• [Problem description] Exclude pictures. Extract exactly the lines from the one that contains "Clone this table in React and Tailwind CSS." down to the one that contains "const BAR_MAX = 163;", both included.
.....
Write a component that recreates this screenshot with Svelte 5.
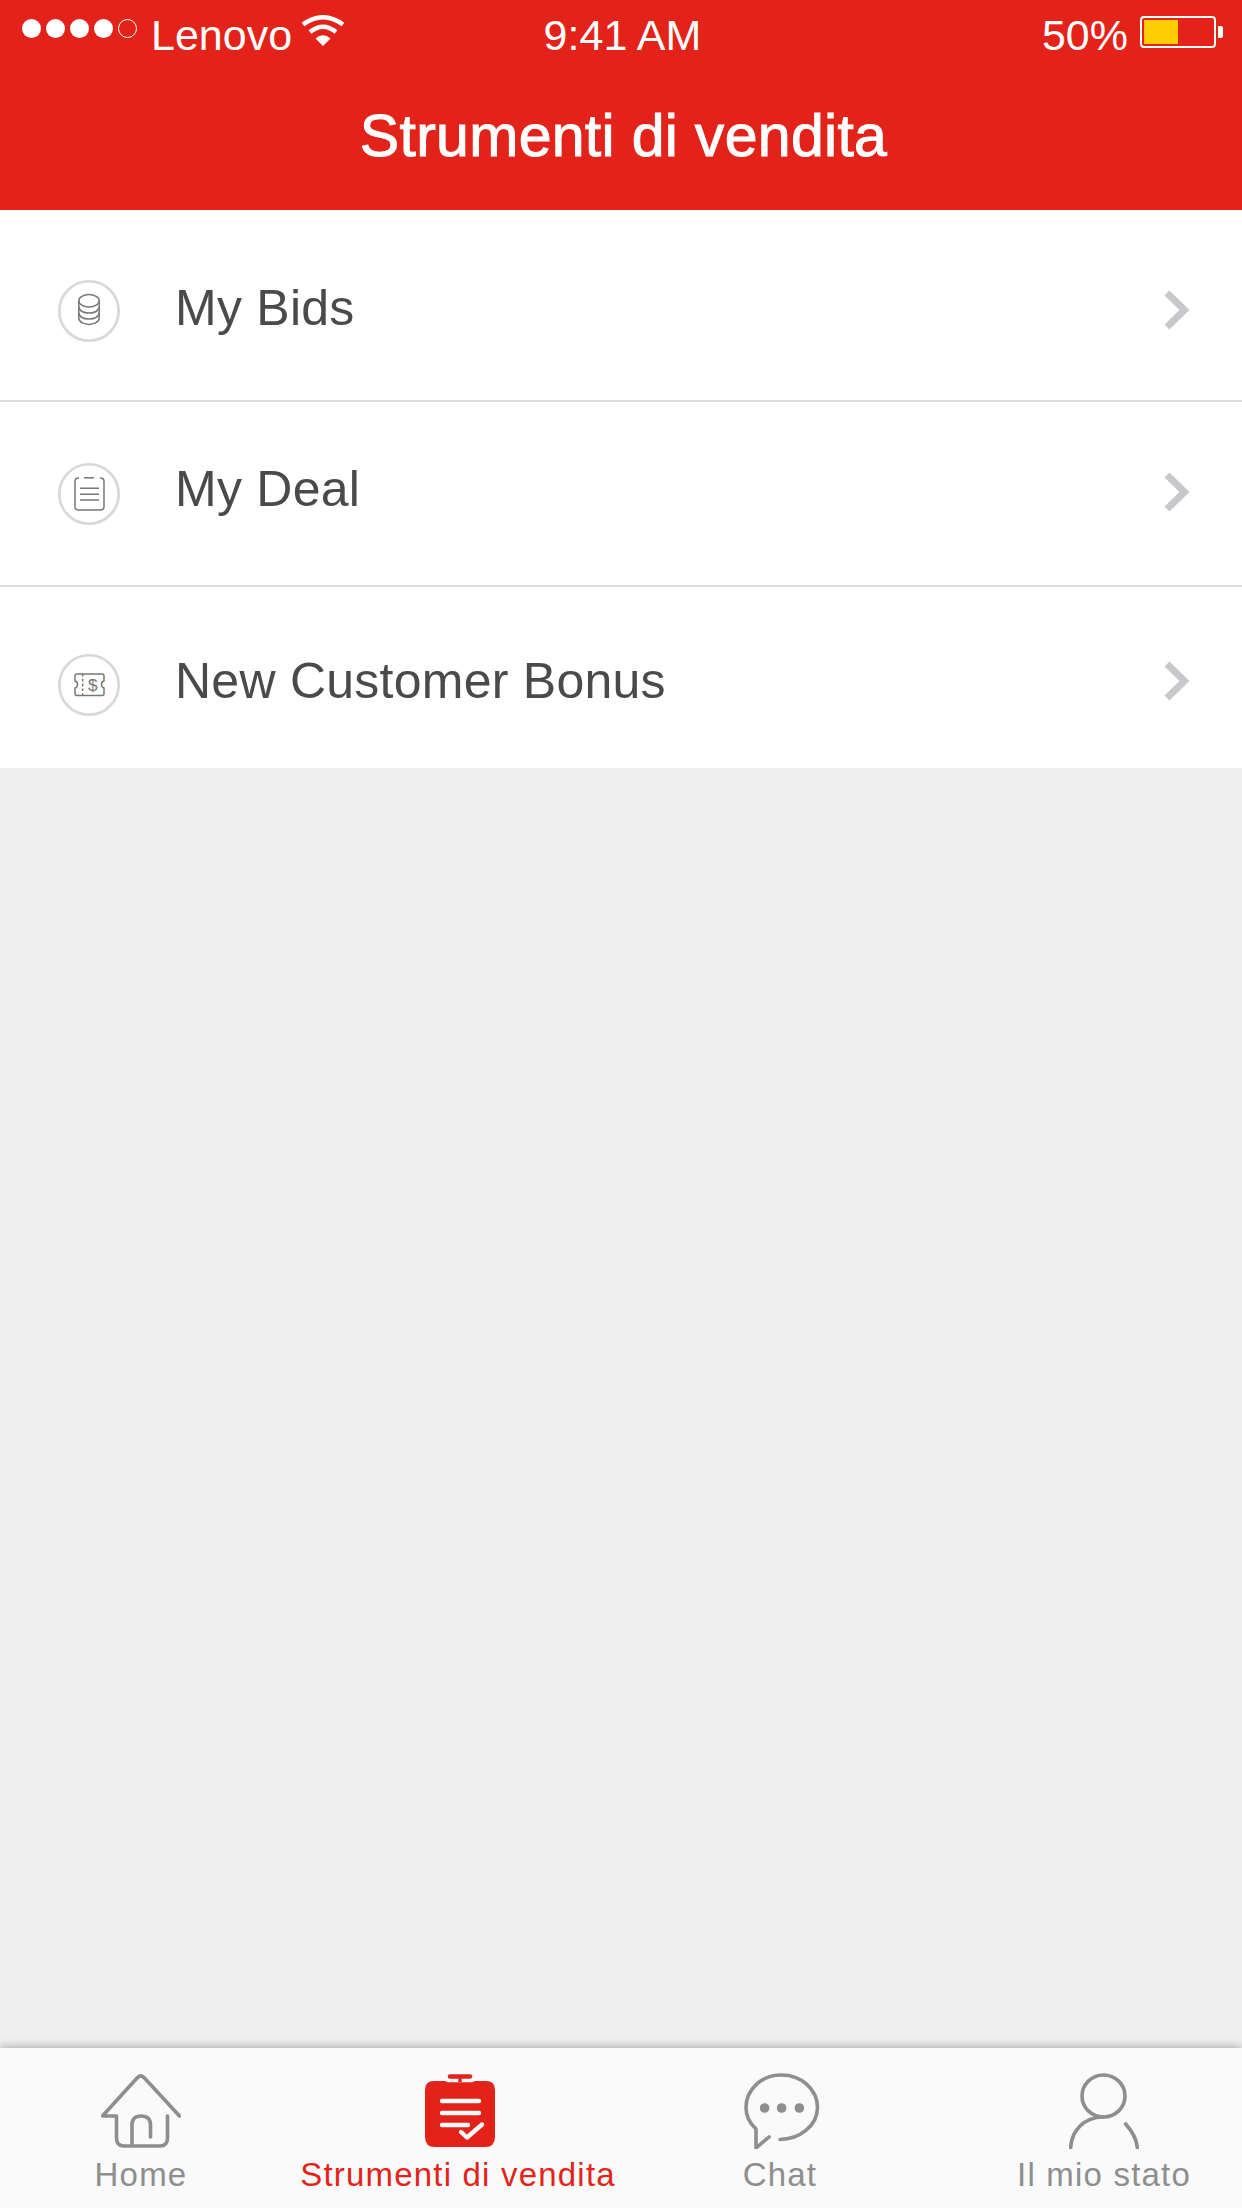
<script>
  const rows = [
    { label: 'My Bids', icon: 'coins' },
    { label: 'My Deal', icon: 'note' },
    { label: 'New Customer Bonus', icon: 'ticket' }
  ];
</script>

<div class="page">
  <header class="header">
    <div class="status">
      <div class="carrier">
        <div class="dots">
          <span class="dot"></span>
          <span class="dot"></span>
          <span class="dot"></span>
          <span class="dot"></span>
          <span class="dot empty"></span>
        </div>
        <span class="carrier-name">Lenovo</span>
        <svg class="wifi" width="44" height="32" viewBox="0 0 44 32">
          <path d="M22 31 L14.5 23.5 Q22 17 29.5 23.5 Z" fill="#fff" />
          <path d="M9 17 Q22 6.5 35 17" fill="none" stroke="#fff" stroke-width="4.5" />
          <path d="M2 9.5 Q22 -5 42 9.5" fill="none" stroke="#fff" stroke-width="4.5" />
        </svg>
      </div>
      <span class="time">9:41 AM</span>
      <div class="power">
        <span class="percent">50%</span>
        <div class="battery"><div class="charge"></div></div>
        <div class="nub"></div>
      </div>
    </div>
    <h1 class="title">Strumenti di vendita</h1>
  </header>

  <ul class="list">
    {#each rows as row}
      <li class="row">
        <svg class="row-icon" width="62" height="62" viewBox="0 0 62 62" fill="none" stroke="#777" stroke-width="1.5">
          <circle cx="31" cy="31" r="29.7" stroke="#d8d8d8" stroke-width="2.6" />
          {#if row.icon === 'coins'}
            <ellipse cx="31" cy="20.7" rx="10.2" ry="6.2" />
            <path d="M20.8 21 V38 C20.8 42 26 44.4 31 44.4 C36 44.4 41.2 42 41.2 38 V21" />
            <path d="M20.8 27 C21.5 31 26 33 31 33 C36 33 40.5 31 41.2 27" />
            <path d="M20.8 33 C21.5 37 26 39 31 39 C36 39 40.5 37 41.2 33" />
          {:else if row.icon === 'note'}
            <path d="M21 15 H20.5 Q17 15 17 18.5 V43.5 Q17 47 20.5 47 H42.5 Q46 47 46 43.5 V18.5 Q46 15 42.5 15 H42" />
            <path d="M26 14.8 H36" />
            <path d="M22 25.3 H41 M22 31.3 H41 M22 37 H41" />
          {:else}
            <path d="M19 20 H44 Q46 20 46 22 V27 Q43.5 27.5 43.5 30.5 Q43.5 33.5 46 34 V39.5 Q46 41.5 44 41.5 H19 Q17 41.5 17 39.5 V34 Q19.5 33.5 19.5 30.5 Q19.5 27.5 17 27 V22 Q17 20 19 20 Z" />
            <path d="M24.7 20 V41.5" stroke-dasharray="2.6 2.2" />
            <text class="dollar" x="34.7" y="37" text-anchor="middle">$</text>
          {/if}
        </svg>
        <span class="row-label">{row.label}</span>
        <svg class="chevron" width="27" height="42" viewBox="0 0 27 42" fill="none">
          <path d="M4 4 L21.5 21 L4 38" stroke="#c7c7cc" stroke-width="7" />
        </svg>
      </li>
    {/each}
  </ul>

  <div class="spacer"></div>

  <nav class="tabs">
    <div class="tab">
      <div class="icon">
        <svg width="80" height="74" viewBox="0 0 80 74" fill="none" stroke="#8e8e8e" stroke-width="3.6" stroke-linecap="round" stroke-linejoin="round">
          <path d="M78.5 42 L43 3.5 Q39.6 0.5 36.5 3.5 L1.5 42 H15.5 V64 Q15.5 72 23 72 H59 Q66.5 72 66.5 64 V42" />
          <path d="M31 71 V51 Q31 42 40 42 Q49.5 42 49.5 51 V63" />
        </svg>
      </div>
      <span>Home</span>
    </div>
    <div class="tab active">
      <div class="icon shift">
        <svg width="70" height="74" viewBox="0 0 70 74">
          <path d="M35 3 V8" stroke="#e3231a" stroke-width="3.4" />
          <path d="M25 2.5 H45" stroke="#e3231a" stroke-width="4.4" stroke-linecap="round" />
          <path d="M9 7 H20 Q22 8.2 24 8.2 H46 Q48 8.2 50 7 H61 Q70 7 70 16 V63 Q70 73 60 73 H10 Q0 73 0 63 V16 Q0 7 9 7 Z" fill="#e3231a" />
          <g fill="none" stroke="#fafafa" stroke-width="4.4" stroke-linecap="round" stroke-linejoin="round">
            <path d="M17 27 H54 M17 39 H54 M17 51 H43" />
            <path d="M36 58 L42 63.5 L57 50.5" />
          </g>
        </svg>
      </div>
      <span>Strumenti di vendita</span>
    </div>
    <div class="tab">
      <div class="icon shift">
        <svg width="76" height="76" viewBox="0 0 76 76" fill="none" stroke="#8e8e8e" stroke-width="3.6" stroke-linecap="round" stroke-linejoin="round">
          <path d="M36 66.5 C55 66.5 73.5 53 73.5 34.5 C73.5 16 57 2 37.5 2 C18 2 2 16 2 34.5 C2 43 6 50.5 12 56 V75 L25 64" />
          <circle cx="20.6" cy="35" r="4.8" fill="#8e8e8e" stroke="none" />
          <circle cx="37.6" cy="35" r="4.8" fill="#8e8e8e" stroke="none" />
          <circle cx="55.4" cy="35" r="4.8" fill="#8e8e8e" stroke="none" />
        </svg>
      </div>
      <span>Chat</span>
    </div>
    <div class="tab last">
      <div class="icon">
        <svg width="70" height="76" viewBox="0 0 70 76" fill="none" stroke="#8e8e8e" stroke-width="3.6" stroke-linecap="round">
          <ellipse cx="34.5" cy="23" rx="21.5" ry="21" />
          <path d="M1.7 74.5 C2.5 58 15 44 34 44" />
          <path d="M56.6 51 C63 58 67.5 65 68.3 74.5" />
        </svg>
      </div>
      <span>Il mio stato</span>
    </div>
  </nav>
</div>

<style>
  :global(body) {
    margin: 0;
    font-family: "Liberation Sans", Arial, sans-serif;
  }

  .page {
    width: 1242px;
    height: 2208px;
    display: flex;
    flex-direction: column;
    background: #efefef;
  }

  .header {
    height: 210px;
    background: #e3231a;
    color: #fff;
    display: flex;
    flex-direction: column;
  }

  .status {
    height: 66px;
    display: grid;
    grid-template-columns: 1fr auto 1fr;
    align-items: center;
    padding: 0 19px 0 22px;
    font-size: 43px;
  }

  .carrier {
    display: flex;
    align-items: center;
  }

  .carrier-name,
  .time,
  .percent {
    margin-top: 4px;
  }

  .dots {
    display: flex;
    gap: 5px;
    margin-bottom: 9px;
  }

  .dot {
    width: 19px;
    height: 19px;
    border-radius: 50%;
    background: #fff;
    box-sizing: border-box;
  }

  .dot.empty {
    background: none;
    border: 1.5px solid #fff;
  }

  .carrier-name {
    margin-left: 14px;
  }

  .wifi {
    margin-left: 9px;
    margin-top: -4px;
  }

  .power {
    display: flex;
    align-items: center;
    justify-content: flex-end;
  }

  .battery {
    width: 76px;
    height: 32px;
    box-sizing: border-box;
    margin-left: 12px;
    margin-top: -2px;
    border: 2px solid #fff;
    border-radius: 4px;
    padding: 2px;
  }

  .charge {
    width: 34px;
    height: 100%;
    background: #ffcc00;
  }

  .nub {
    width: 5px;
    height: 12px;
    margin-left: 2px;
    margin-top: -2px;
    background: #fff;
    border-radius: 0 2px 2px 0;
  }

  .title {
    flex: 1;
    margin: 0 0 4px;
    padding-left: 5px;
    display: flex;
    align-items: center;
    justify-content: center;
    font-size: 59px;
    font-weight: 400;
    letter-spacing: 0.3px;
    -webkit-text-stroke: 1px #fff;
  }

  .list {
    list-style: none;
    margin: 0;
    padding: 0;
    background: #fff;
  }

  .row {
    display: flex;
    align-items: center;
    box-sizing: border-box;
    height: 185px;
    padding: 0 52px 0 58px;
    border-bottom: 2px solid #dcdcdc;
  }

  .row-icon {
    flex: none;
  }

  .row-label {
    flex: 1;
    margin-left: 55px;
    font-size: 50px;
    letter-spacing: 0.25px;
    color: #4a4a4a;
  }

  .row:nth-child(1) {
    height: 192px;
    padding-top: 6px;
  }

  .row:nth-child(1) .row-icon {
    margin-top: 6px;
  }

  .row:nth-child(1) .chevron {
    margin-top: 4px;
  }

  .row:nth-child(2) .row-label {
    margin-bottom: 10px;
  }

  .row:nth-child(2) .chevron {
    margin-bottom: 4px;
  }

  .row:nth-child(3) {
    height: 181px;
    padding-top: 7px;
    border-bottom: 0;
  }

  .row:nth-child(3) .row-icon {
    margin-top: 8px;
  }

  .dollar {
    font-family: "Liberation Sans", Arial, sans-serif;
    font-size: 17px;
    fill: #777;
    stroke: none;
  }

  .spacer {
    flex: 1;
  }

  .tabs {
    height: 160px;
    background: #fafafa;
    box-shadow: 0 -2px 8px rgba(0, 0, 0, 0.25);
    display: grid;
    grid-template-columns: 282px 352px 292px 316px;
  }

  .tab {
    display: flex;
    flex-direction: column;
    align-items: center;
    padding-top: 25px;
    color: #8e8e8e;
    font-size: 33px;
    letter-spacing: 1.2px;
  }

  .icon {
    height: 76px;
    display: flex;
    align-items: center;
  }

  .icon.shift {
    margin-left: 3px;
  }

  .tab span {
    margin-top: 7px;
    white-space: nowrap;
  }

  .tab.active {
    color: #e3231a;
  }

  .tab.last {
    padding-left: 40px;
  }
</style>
.....
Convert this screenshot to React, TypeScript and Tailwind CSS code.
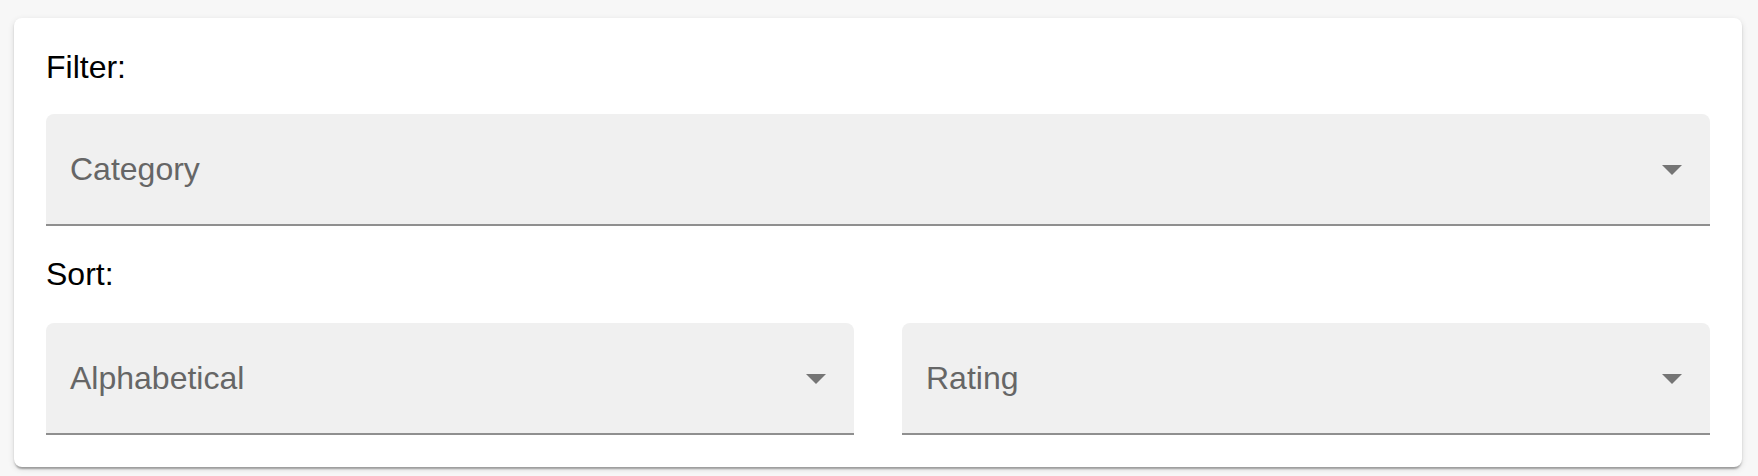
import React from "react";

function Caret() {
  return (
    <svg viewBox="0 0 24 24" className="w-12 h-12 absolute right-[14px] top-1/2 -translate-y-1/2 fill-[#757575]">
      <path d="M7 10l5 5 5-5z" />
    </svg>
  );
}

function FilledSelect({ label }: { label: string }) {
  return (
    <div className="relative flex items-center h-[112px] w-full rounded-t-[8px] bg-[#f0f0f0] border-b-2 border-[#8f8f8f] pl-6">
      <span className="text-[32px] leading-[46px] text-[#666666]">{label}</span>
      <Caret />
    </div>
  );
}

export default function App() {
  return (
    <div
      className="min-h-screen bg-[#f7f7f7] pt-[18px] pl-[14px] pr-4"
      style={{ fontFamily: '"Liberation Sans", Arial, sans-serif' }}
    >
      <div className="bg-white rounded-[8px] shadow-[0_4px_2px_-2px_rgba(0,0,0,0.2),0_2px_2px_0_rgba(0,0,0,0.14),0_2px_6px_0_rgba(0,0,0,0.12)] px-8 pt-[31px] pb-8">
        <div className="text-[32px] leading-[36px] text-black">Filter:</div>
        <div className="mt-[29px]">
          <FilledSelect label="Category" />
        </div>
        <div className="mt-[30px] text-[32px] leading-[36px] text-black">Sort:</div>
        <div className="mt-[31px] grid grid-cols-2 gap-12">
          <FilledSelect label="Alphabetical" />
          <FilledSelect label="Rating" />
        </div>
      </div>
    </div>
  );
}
.....
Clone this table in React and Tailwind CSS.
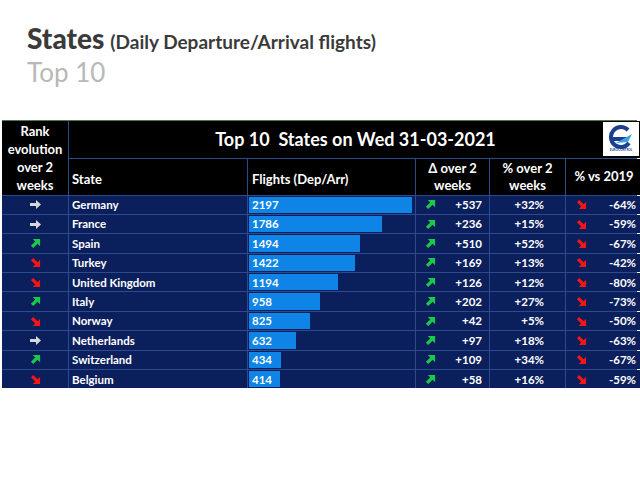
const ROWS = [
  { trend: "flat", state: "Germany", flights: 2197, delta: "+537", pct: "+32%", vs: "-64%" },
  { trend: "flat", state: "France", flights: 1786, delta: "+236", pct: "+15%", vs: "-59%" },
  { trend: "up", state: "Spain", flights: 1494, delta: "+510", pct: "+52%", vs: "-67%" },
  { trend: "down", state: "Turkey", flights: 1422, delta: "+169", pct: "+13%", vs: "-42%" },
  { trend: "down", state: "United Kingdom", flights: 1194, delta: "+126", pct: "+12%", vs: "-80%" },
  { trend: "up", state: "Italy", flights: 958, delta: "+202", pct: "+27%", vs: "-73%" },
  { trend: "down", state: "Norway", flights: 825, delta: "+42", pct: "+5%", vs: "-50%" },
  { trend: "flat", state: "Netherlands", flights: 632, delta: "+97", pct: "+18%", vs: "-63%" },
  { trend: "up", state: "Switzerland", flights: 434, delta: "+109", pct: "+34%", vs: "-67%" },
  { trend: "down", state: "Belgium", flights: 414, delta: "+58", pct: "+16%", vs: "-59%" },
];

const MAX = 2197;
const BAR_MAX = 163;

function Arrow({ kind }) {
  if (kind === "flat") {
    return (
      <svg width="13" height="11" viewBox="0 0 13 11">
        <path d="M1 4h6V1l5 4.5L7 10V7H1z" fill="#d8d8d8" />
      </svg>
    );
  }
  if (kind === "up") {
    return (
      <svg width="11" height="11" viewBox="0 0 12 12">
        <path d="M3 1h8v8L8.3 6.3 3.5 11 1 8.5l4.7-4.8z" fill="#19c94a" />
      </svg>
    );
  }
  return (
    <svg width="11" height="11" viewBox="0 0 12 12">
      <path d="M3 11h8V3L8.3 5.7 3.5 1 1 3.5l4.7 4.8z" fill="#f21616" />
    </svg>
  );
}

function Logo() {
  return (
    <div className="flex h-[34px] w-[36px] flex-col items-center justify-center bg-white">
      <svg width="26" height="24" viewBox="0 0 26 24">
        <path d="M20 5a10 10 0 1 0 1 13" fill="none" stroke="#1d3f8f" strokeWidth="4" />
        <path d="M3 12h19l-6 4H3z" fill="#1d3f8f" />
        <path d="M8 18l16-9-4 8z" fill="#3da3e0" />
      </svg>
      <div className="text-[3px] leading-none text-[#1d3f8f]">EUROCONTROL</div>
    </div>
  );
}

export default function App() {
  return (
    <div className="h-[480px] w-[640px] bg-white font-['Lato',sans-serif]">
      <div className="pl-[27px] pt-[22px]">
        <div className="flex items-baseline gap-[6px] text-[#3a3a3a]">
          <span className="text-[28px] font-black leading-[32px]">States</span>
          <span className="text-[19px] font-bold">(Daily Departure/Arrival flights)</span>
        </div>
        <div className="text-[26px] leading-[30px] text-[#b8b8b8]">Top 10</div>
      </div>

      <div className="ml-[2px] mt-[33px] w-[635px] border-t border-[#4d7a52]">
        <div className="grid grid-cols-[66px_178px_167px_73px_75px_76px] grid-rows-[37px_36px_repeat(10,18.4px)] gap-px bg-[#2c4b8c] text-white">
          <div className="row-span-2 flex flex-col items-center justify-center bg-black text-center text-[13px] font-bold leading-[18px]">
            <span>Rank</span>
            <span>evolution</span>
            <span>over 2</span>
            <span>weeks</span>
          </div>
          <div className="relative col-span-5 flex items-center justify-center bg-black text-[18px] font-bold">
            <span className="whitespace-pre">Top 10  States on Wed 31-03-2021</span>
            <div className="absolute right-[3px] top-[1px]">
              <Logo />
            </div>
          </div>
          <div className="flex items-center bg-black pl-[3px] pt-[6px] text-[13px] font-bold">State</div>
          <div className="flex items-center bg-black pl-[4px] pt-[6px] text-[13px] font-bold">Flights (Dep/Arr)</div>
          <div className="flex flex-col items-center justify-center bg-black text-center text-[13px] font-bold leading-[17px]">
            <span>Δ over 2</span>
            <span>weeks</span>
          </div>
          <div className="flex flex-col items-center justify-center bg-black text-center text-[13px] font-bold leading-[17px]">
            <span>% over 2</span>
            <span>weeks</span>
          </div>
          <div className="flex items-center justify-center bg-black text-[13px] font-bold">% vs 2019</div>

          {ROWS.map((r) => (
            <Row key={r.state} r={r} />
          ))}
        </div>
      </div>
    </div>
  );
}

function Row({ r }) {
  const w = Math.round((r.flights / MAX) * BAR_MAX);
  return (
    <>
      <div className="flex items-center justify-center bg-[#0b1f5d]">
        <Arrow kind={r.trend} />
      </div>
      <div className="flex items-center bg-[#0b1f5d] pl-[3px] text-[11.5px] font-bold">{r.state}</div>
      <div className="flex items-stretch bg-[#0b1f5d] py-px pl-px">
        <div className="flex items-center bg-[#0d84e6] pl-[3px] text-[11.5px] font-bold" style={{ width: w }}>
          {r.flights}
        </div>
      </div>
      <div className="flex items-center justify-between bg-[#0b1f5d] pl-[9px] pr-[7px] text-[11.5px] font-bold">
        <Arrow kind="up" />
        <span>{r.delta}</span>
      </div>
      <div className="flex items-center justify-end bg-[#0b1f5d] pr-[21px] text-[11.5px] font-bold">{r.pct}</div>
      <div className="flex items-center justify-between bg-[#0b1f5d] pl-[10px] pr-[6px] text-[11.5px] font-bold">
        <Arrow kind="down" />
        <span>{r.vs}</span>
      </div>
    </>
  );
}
.....
• [Written answer]
Clone this table in React and Tailwind CSS.
const ROWS = [
  { trend: "flat", state: "Germany", flights: 2197, delta: "+537", pct: "+32%", vs: "-64%" },
  { trend: "flat", state: "France", flights: 1786, delta: "+236", pct: "+15%", vs: "-59%" },
  { trend: "up", state: "Spain", flights: 1494, delta: "+510", pct: "+52%", vs: "-67%" },
  { trend: "down", state: "Turkey", flights: 1422, delta: "+169", pct: "+13%", vs: "-42%" },
  { trend: "down", state: "United Kingdom", flights: 1194, delta: "+126", pct: "+12%", vs: "-80%" },
  { trend: "up", state: "Italy", flights: 958, delta: "+202", pct: "+27%", vs: "-73%" },
  { trend: "down", state: "Norway", flights: 825, delta: "+42", pct: "+5%", vs: "-50%" },
  { trend: "flat", state: "Netherlands", flights: 632, delta: "+97", pct: "+18%", vs: "-63%" },
  { trend: "up", state: "Switzerland", flights: 434, delta: "+109", pct: "+34%", vs: "-67%" },
  { trend: "down", state: "Belgium", flights: 414, delta: "+58", pct: "+16%", vs: "-59%" },
];

const MAX = 2197;
const BAR_MAX = 163;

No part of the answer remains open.